Sourav: Jeez. You suck. Besides that, I believe everyone can be a decent person, it just depends on how we act. You expect everything to be done for you and try to be someone you are not. Well, thats not how things work in this world. When Chester picks on Praveer, its funny, when you pick on Ananya and Satya, we find that you are an asshole. And the weird noises you make... Its retarded. You might think this is racial prejudice but its not. If I were racist, I wouldnt even hang with Shahid and Zikri. Also, you should stop trying to build you status/ego on others. Ananya and Satya are nice people, just because you are larger and somewhat stronger doesnt mean that they can be picked on. Oh dist my family again and you will find that you wont get away with just me yelling at you. You are lucky that Shahid stood up for you. Hope you are not such an asshole the next time I meet you.

Satya: Ah, a fellow Nobelian. I seriously dont know you well cause you just joined 206 this year and I dont hang around you. From what I know, you are a pretty nice person. Stay that way and dont let people like Sourav dominate you. Good luck.

Ananya: You used to be my default project mate back in year 1... Untill I got fed up with your ego and your inability to accpet that you are in the wrong. I mean, must you win every arguement? Even if its about which is better, Mac or Microsoft? At any rate, you are actually a nice person, just abit block headed. If you became a little bit more open minded, maybe you wouldnt always end up with assholes like Sourav for project work. Hope you get into a class without Sourav.

Well, I guess Im done with everyone.... Oh wait, I forgot one more!

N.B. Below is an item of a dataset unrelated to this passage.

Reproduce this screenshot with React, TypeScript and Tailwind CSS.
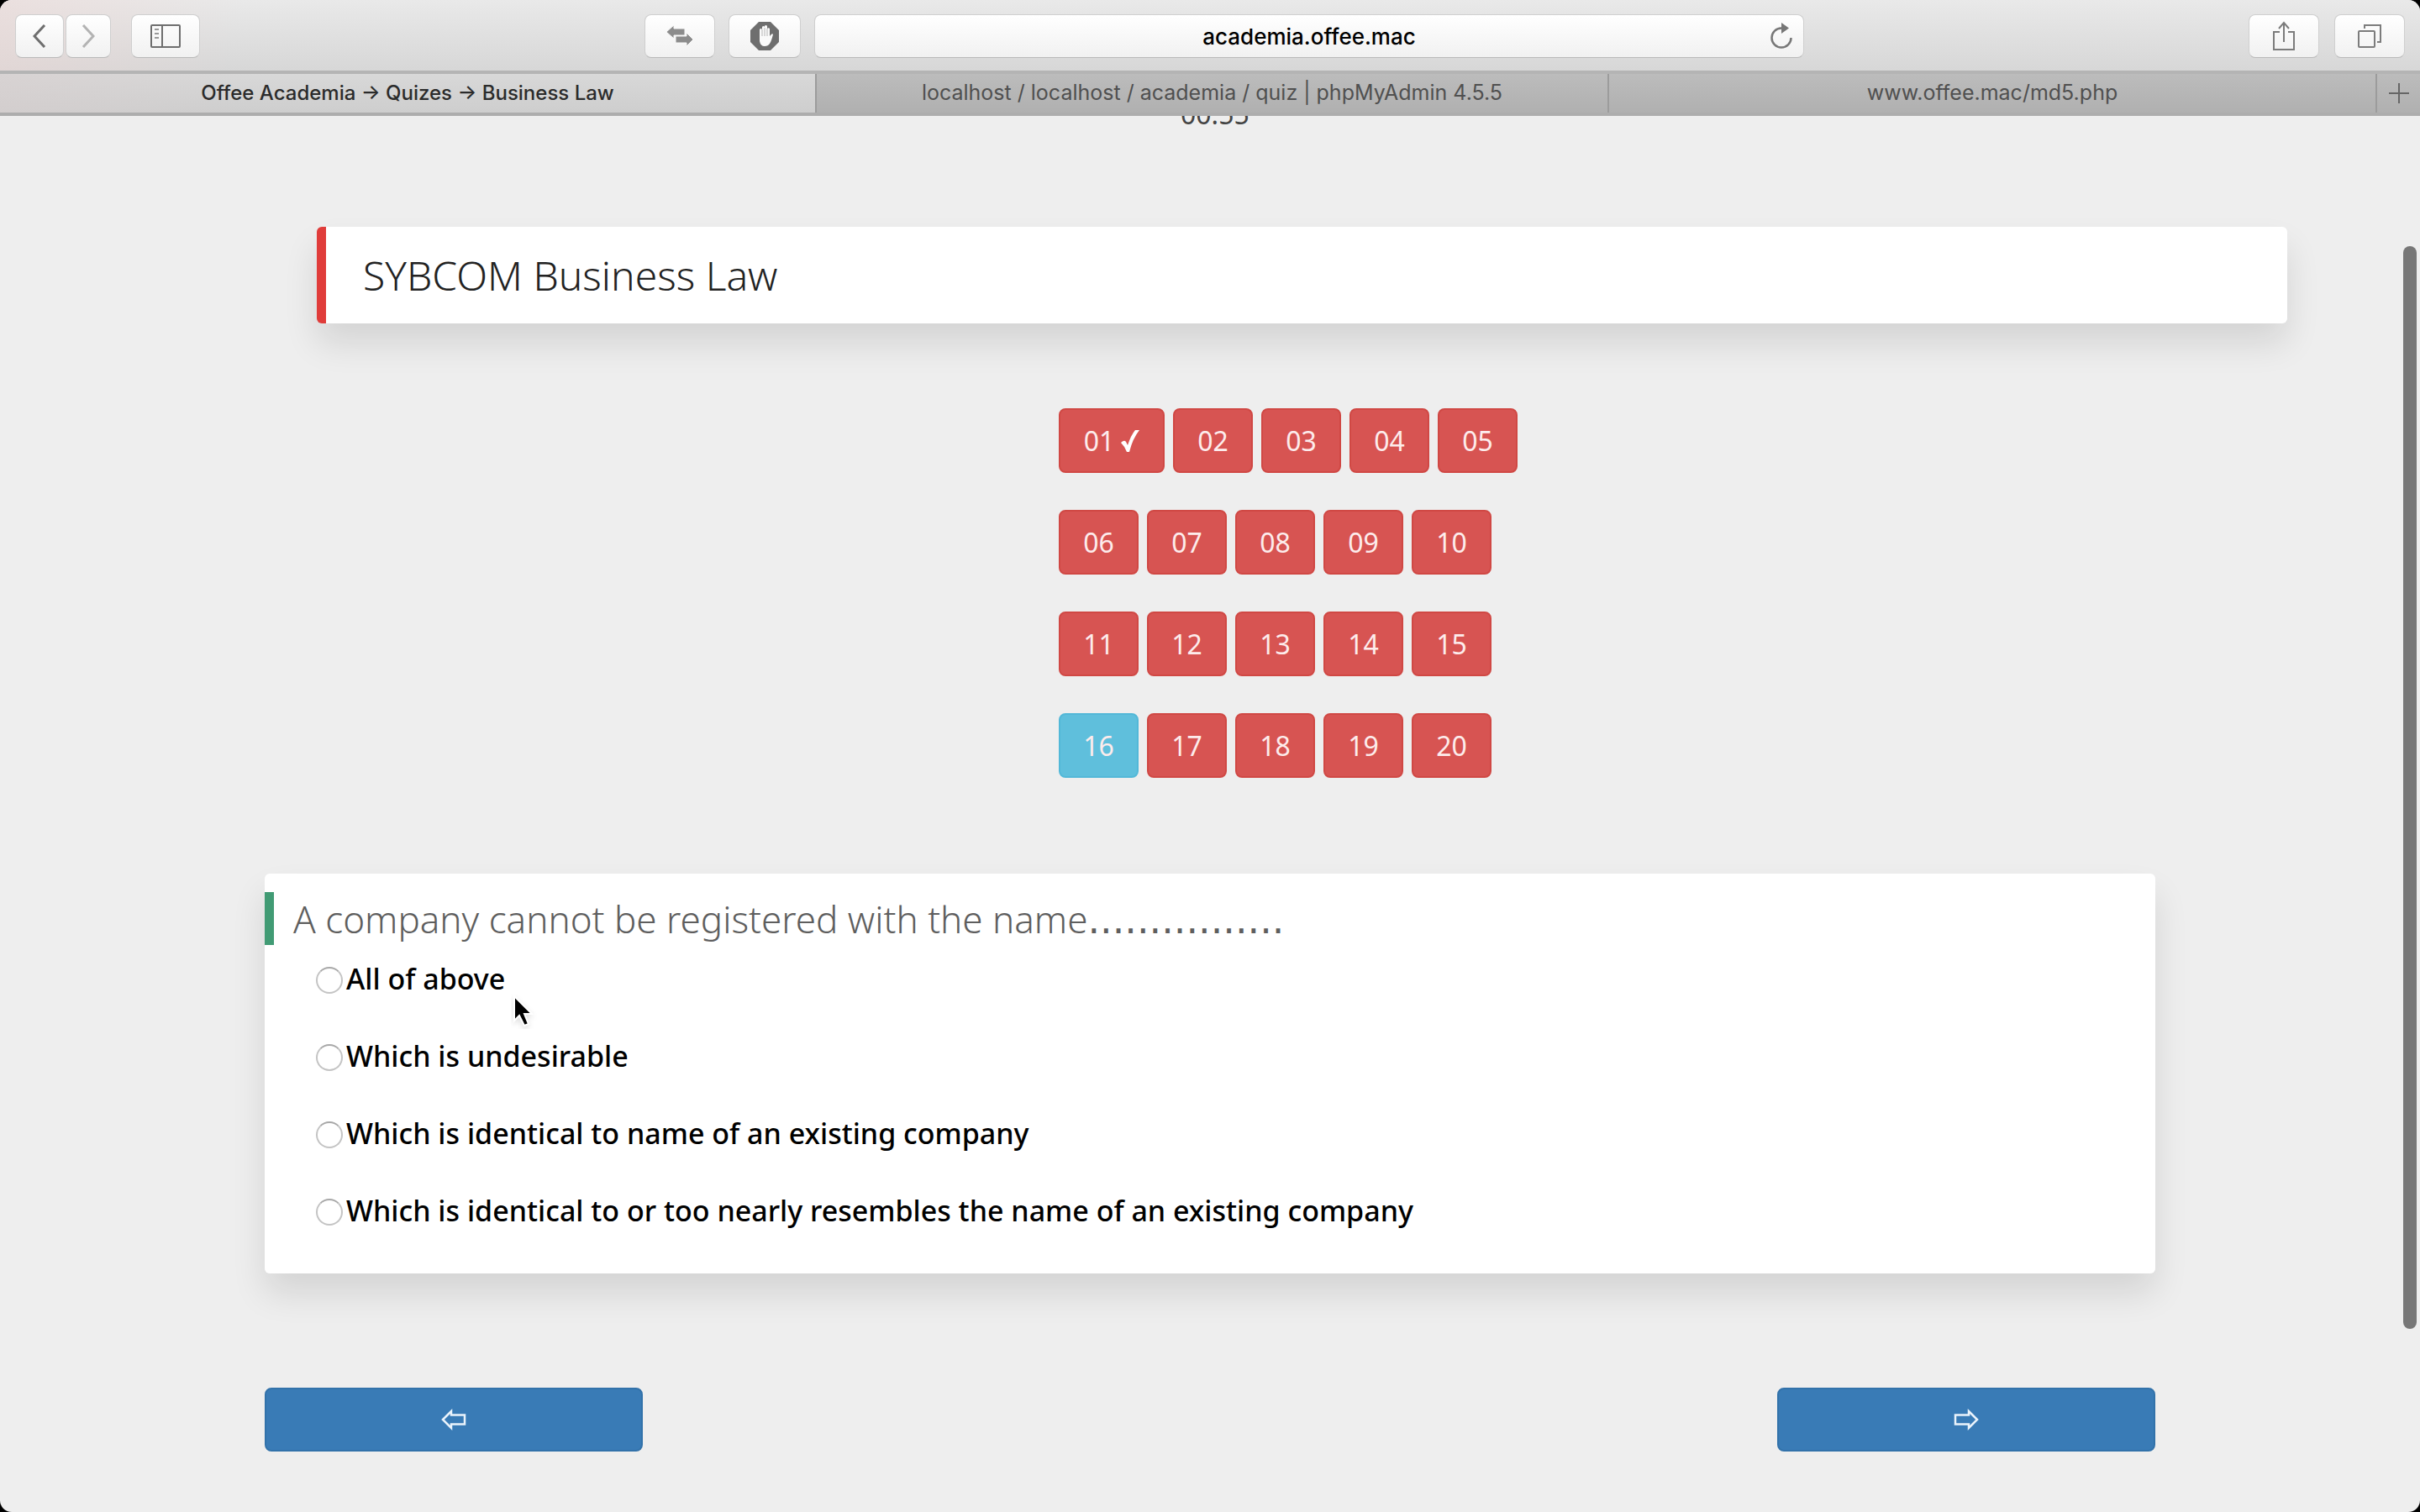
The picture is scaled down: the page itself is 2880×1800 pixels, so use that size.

Spencer: Ah, you fat bastard, we meet again. I think we are seeing each other too often. You shouldnt be critisizing so many people when you aint much better yourself. Also you should stop leeching off people and learn to be more resourceful. Oh and work out more, chin ups next year could kill you. I think I will be seeing you alot from now on. Well, what are you waiting for? Go back to playing already, its the holidays!